Just thought I'd share something I tried in our most recent DH campaign that I thought worked pretty successfully. Perhaps you guys will get some mileage out of it too.
Basically there were three problems I wanted to solve:
- the previous DH campaign had showed that starting-out DH characters are laughably useless at just about everything, but with even a few skill / characteristic upgrades get better quickly (more likely to have some basic competence in whatever crops up).
- players don't often remember the descriptions of their characters that other players give, especially the "traits" - if you're lucky they'll remember that Jim is a Guardsman, but none of the other details would stick. (Even their own, actually. The number of times in our WFRP campaign the player whose character had facial boils insisted he should be able to chat up the barmaid or whatever, then remembering the boils and backing down, was ridiculous).
- we use models for most of our fight scenes (with or without strict measurement of ranges, depending on the scene and the particular wishes of the GM, but at least to show the layout of the area and the relative positions of combatants) and previously, sourcing these models would fall entirely on the shoulders of the GM.

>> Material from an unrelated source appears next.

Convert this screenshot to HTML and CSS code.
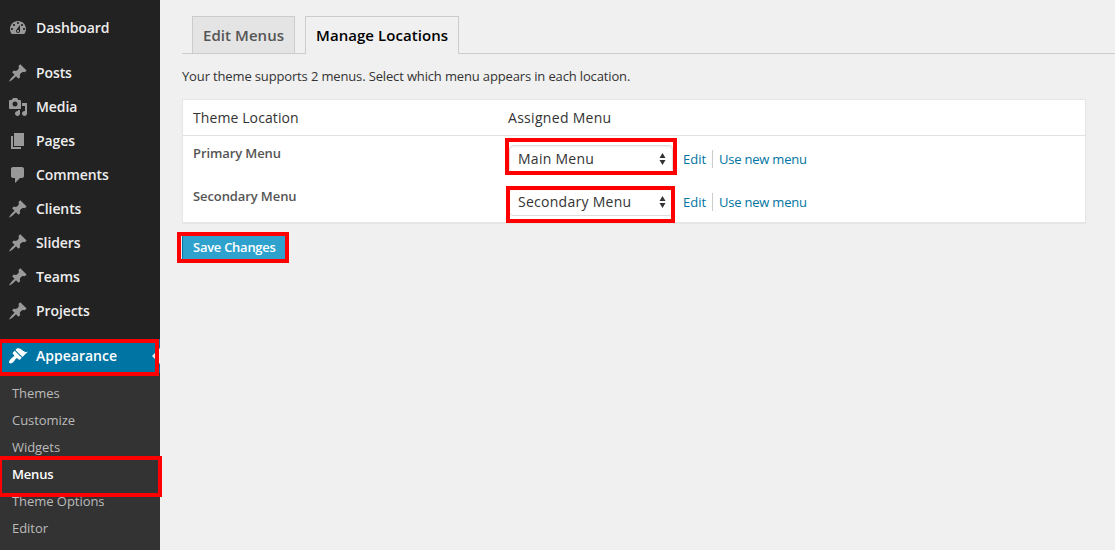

The house rules I came up with, communicated to my players before we even started character creation, were:
- a player that provides a picture of their character gains their character 100 XP.
- a player that provides a painted 28mm model of their character gains their character 100 XP.
As it turned out, every player fulfilled both of their requirements before the first session. Everyone now has a much better idea of what the other characters look like (meaning "quirks" are memorable, not just something you roll on a table then forget about!), we have all the models we need for combat situations, and the PCs effectively started with 600 XP each instead of 400 - which they spent on skills, and didn't feel quite so useless in the first session. This was absolutely successful and I will definitely be doing the same whenever I'm GMing in future.
It even came up with an unintended bonus that I hadn't thought of until after all the pictures were in... by scanning all the pictures and printing them out at playing-card size, I've now got a deck of cards (which I call the Emperor's Tarot) that can be used to select a random player, determine seating arrangements, etc.
Important notes:
- the players must provide the picture and/or model to get the bonus XP. Whether they drew the picture themselves or downloaded it from the internet, and whether they painted the model themselves or asked someone else to paint it for them, I care not. As it happened, everyone decided to do everything themselves (even the guy who insisted he was crap at art, and the guy who had never painted a model in his life before), but that was up to them and I made it very clear to them it didn't have to be that way if they didn't want it to be.
- I make no attempt to rate the quality of the drawings / models. Obviously just scribbling a stick man wouldn't earn the extra XP, but I have no intention of punishing someone for being a bit crap at art. Happily the players really found inspiration in this and did their best to produce good pictures / models, but obviously they vary widely in artistic ability - that's OK, they all made a genuine attempt to do the best they can.
- Some of the players drew more than one picture (facial portrait, static pose, action pose, etc), one made two models (combat pose and riding a motorbike), one additionally sculpted a 54mm (Inquisitor scale) version of their character from scratch, several of them came up with a few sides of A4 as background history to their character - this is all awesome stuff and as GM I'm more than happy to run with it, but there's only 200 XP available, sorry.
Hope some of you like this idea, it's definitely something we'll be doing again in future.